What if almost all the employees and construction purchases occur outside Inglewood’s nine square miles? Then its share of the economic output wouldn’t be $3.8 billion, but potentially zero. The same goes for the study’s estimate of post-construction economic impacts from eight NFL games a year plus non-NFL events, which appear to assume that event-goers would wander around the city, spending money, instead of walking from their cars in the parking lot to their seats and back.
The important question is whether Kroenke is serious about building a stadium at all.
“The dirty little secret of stadium deals is that most of them don’t pay their own way,” observes Neil deMause, a writer who tracks such deals for his website Fieldofschemes.com. Kroenke’s proposal to spend $1.86 billion for dubious revenue is a “huge, huge risk,” deMause says.
Speculation that building a stadium in Inglewood makes financial sense is built on assumptions even wilder than the city’s. The cost, deMause calculates, could be defrayed by $900 million in seat licenses, naming rights, and possibly a grant from the league, but that doesn’t get Kroenke even to within $1 billion of his construction cost. There’s an assumption that an L.A. team would be more valuable as a franchise than a St. Louis team, but why? In the NFL, team location has very little to do with its revenue, because most of its income derives from the league’s national TV contract. Fans all over the country follow the Seattle Seahawks and Green Bay Packers because of their performance, not as home-town rooters.

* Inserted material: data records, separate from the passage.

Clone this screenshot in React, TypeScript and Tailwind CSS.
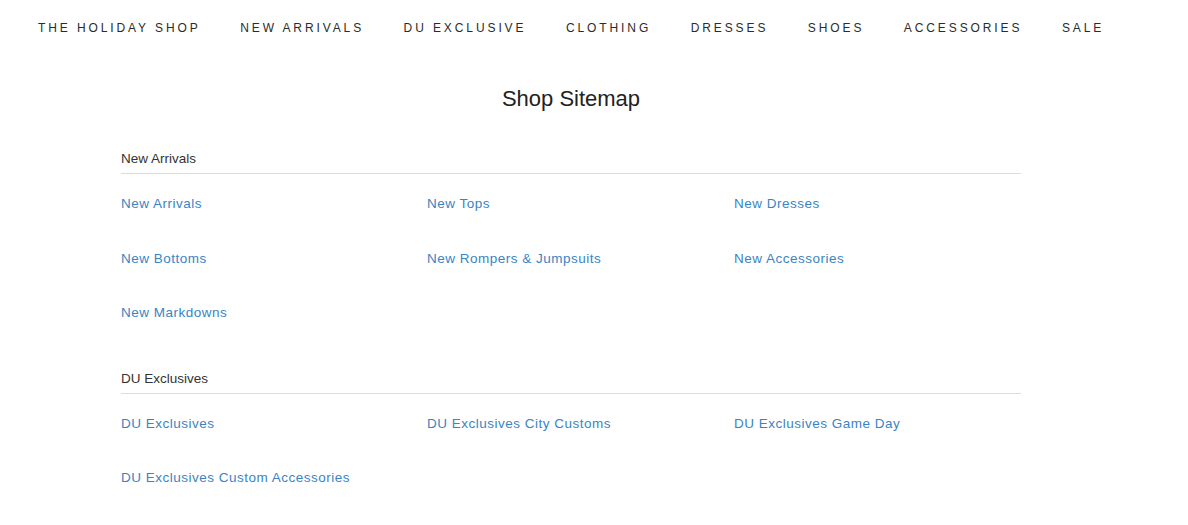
import React from "react";

const navItems = [
  "THE HOLIDAY SHOP",
  "NEW ARRIVALS",
  "DU EXCLUSIVE",
  "CLOTHING",
  "DRESSES",
  "SHOES",
  "ACCESSORIES",
  "SALE",
];

const sections = [
  {
    title: "New Arrivals",
    links: [
      "New Arrivals",
      "New Tops",
      "New Dresses",
      "New Bottoms",
      "New Rompers & Jumpsuits",
      "New Accessories",
      "New Markdowns",
    ],
  },
  {
    title: "DU Exclusives",
    links: [
      "DU Exclusives",
      "DU Exclusives City Customs",
      "DU Exclusives Game Day",
      "DU Exclusives Custom Accessories",
    ],
  },
];

export default function App() {
  return (
    <div className="min-h-[525px] bg-white font-['Liberation_Sans',Arial,sans-serif]">
      <nav className="flex h-[56px] items-center gap-[39.5px] pl-[38px]">
        {navItems.map((item) => (
          <a key={item} href="#" className="text-[12px] tracking-[2.9px] text-[#2b2b2b]">
            {item}
          </a>
        ))}
      </nav>

      <h1 className="mt-[29px] text-center text-[22px] leading-[28px] text-[#222] -ml-[46px]">
        Shop Sitemap
      </h1>

      <div className="ml-[121px] w-[900px] pt-[38px]">
        {sections.map((section) => (
          <section key={section.title} className="mb-[19px]">
            <h2 className="border-b border-[#dcdcdc] pb-[6px] text-[13.5px] leading-[16px] text-[#333]">
              {section.title}
            </h2>
            <div className="grid grid-cols-[306px_307px_1fr] pt-[14px]">
              {section.links.map((link) => (
                <a
                  key={link}
                  href="#"
                  className="h-[54.5px] text-[13.5px] leading-[32px] tracking-[0.5px] text-[#3a84c4]"
                >
                  {link}
                </a>
              ))}
            </div>
          </section>
        ))}
      </div>
    </div>
  );
}
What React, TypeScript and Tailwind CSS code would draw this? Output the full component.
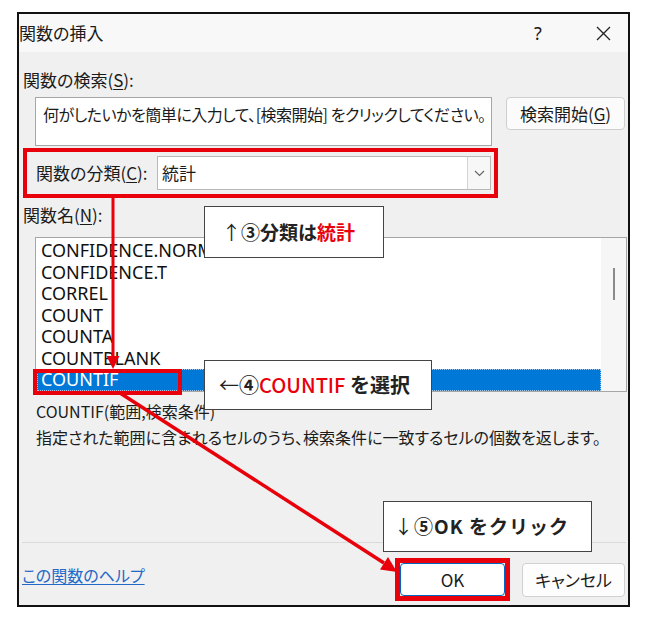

Plainly, what’s driving the Inglewood proposal -- and the second plan for an NFL stadium in Carson for the Oakland Raiders and San Diego Chargers -- isn’t the lure of the fandom and glitz of the big Southern California market, but the need to scare taxpayers in St. Louis, Oakland and San Diego into ponying up for new stadiums. Almost everyone seems to know that, except the money-blinded Inglewood City Council.